### THE EXERCISE
Below is some material; set it all down exactly, apart from the pictures.

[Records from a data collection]
▼

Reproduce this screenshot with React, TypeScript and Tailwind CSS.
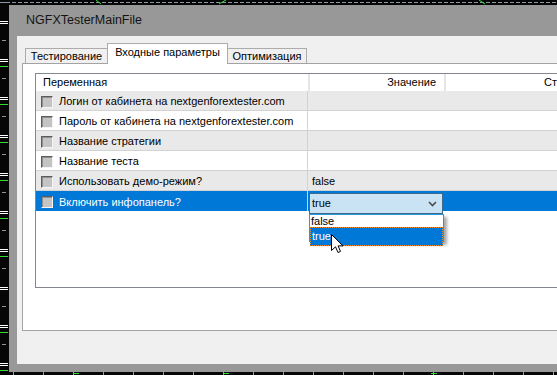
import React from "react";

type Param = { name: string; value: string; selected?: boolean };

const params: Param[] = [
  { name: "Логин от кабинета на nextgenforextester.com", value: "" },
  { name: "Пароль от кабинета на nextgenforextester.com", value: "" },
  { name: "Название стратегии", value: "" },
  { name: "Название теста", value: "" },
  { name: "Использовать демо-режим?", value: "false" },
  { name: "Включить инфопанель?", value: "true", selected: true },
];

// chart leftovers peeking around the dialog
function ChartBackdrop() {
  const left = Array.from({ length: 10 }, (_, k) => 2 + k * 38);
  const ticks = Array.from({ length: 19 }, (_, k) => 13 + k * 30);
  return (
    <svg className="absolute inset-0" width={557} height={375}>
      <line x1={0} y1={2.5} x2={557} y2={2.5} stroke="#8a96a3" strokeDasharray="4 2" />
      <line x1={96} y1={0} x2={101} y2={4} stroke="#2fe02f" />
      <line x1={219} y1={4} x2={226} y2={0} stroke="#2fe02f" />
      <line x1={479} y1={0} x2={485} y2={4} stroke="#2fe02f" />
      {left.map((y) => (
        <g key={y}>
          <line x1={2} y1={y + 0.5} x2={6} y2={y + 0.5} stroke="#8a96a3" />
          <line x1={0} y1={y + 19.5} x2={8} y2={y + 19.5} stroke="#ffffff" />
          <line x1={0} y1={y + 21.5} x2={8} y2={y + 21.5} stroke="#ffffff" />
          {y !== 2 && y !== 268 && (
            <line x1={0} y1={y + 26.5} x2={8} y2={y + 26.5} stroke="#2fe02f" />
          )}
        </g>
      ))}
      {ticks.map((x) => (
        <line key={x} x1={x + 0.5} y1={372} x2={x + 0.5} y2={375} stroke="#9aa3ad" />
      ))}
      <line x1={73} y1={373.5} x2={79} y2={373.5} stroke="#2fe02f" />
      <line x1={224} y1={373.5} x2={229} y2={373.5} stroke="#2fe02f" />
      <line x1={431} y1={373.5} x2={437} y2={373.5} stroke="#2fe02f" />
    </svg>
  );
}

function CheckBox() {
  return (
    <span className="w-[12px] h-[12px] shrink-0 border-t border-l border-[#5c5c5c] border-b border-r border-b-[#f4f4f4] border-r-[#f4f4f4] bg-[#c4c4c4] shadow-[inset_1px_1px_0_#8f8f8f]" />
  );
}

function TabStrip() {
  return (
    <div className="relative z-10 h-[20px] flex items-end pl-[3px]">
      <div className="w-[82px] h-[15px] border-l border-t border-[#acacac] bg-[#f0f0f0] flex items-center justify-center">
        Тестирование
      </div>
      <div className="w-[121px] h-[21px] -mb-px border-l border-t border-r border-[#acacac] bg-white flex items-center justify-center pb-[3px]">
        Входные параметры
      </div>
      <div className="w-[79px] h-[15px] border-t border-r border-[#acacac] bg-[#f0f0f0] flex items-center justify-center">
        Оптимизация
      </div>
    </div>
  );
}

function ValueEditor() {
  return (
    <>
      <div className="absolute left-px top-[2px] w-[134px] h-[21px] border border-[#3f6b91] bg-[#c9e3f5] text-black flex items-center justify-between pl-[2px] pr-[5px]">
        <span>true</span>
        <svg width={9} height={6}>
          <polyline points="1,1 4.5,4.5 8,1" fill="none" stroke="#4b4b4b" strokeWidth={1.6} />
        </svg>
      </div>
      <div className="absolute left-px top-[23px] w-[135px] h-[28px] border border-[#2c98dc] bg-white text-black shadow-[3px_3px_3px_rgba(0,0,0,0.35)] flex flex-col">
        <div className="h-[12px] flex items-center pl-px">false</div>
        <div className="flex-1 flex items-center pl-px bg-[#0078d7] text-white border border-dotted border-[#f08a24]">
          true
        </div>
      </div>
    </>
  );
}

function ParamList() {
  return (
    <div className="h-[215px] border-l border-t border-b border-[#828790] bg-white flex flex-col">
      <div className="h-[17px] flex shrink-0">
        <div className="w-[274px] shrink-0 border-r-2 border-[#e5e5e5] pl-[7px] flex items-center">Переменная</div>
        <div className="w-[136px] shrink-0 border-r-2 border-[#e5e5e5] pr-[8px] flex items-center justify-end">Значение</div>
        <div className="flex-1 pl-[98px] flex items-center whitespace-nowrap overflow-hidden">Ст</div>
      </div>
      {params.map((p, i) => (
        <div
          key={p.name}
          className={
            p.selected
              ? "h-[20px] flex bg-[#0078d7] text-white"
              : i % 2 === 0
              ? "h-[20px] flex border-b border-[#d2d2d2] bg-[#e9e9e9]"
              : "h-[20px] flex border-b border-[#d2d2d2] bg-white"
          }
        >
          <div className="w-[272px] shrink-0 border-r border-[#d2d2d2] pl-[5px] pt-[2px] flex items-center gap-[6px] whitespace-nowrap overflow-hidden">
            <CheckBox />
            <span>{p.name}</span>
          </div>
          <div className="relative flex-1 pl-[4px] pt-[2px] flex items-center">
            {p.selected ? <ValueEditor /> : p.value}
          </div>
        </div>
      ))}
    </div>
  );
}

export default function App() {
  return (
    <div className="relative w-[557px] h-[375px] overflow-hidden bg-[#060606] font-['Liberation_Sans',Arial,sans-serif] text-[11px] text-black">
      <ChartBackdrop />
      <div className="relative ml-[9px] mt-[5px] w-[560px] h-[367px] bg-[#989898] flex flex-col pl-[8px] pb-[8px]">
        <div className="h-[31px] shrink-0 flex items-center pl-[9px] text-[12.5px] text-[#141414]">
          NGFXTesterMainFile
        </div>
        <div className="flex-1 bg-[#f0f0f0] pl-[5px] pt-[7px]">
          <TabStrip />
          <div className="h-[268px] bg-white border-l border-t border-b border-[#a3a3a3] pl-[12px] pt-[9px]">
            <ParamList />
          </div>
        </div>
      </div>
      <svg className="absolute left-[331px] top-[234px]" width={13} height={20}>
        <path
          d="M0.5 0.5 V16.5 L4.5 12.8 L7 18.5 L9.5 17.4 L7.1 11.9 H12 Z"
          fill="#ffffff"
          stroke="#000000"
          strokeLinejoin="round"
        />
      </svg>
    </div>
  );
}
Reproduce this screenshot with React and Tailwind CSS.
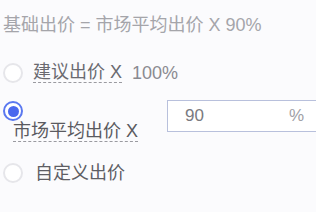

▲

### OUTPUT
Reproduce this screenshot with React, TypeScript and Tailwind CSS.
import React from "react";

type Param = { name: string; value: string; selected?: boolean };

const params: Param[] = [
  { name: "Логин от кабинета на nextgenforextester.com", value: "" },
  { name: "Пароль от кабинета на nextgenforextester.com", value: "" },
  { name: "Название стратегии", value: "" },
  { name: "Название теста", value: "" },
  { name: "Использовать демо-режим?", value: "false" },
  { name: "Включить инфопанель?", value: "true", selected: true },
];

// chart leftovers peeking around the dialog
function ChartBackdrop() {
  const left = Array.from({ length: 10 }, (_, k) => 2 + k * 38);
  const ticks = Array.from({ length: 19 }, (_, k) => 13 + k * 30);
  return (
    <svg className="absolute inset-0" width={557} height={375}>
      <line x1={0} y1={2.5} x2={557} y2={2.5} stroke="#8a96a3" strokeDasharray="4 2" />
      <line x1={96} y1={0} x2={101} y2={4} stroke="#2fe02f" />
      <line x1={219} y1={4} x2={226} y2={0} stroke="#2fe02f" />
      <line x1={479} y1={0} x2={485} y2={4} stroke="#2fe02f" />
      {left.map((y) => (
        <g key={y}>
          <line x1={2} y1={y + 0.5} x2={6} y2={y + 0.5} stroke="#8a96a3" />
          <line x1={0} y1={y + 19.5} x2={8} y2={y + 19.5} stroke="#ffffff" />
          <line x1={0} y1={y + 21.5} x2={8} y2={y + 21.5} stroke="#ffffff" />
          {y !== 2 && y !== 268 && (
            <line x1={0} y1={y + 26.5} x2={8} y2={y + 26.5} stroke="#2fe02f" />
          )}
        </g>
      ))}
      {ticks.map((x) => (
        <line key={x} x1={x + 0.5} y1={372} x2={x + 0.5} y2={375} stroke="#9aa3ad" />
      ))}
      <line x1={73} y1={373.5} x2={79} y2={373.5} stroke="#2fe02f" />
      <line x1={224} y1={373.5} x2={229} y2={373.5} stroke="#2fe02f" />
      <line x1={431} y1={373.5} x2={437} y2={373.5} stroke="#2fe02f" />
    </svg>
  );
}

function CheckBox() {
  return (
    <span className="w-[12px] h-[12px] shrink-0 border-t border-l border-[#5c5c5c] border-b border-r border-b-[#f4f4f4] border-r-[#f4f4f4] bg-[#c4c4c4] shadow-[inset_1px_1px_0_#8f8f8f]" />
  );
}

function TabStrip() {
  return (
    <div className="relative z-10 h-[20px] flex items-end pl-[3px]">
      <div className="w-[82px] h-[15px] border-l border-t border-[#acacac] bg-[#f0f0f0] flex items-center justify-center">
        Тестирование
      </div>
      <div className="w-[121px] h-[21px] -mb-px border-l border-t border-r border-[#acacac] bg-white flex items-center justify-center pb-[3px]">
        Входные параметры
      </div>
      <div className="w-[79px] h-[15px] border-t border-r border-[#acacac] bg-[#f0f0f0] flex items-center justify-center">
        Оптимизация
      </div>
    </div>
  );
}

function ValueEditor() {
  return (
    <>
      <div className="absolute left-px top-[2px] w-[134px] h-[21px] border border-[#3f6b91] bg-[#c9e3f5] text-black flex items-center justify-between pl-[2px] pr-[5px]">
        <span>true</span>
        <svg width={9} height={6}>
          <polyline points="1,1 4.5,4.5 8,1" fill="none" stroke="#4b4b4b" strokeWidth={1.6} />
        </svg>
      </div>
      <div className="absolute left-px top-[23px] w-[135px] h-[28px] border border-[#2c98dc] bg-white text-black shadow-[3px_3px_3px_rgba(0,0,0,0.35)] flex flex-col">
        <div className="h-[12px] flex items-center pl-px">false</div>
        <div className="flex-1 flex items-center pl-px bg-[#0078d7] text-white border border-dotted border-[#f08a24]">
          true
        </div>
      </div>
    </>
  );
}

function ParamList() {
  return (
    <div className="h-[215px] border-l border-t border-b border-[#828790] bg-white flex flex-col">
      <div className="h-[17px] flex shrink-0">
        <div className="w-[274px] shrink-0 border-r-2 border-[#e5e5e5] pl-[7px] flex items-center">Переменная</div>
        <div className="w-[136px] shrink-0 border-r-2 border-[#e5e5e5] pr-[8px] flex items-center justify-end">Значение</div>
        <div className="flex-1 pl-[98px] flex items-center whitespace-nowrap overflow-hidden">Ст</div>
      </div>
      {params.map((p, i) => (
        <div
          key={p.name}
          className={
            p.selected
              ? "h-[20px] flex bg-[#0078d7] text-white"
              : i % 2 === 0
              ? "h-[20px] flex border-b border-[#d2d2d2] bg-[#e9e9e9]"
              : "h-[20px] flex border-b border-[#d2d2d2] bg-white"
          }
        >
          <div className="w-[272px] shrink-0 border-r border-[#d2d2d2] pl-[5px] pt-[2px] flex items-center gap-[6px] whitespace-nowrap overflow-hidden">
            <CheckBox />
            <span>{p.name}</span>
          </div>
          <div className="relative flex-1 pl-[4px] pt-[2px] flex items-center">
            {p.selected ? <ValueEditor /> : p.value}
          </div>
        </div>
      ))}
    </div>
  );
}

export default function App() {
  return (
    <div className="relative w-[557px] h-[375px] overflow-hidden bg-[#060606] font-['Liberation_Sans',Arial,sans-serif] text-[11px] text-black">
      <ChartBackdrop />
      <div className="relative ml-[9px] mt-[5px] w-[560px] h-[367px] bg-[#989898] flex flex-col pl-[8px] pb-[8px]">
        <div className="h-[31px] shrink-0 flex items-center pl-[9px] text-[12.5px] text-[#141414]">
          NGFXTesterMainFile
        </div>
        <div className="flex-1 bg-[#f0f0f0] pl-[5px] pt-[7px]">
          <TabStrip />
          <div className="h-[268px] bg-white border-l border-t border-b border-[#a3a3a3] pl-[12px] pt-[9px]">
            <ParamList />
          </div>
        </div>
      </div>
      <svg className="absolute left-[331px] top-[234px]" width={13} height={20}>
        <path
          d="M0.5 0.5 V16.5 L4.5 12.8 L7 18.5 L9.5 17.4 L7.1 11.9 H12 Z"
          fill="#ffffff"
          stroke="#000000"
          strokeLinejoin="round"
        />
      </svg>
    </div>
  );
}
Reproduce this screenshot with React and Tailwind CSS.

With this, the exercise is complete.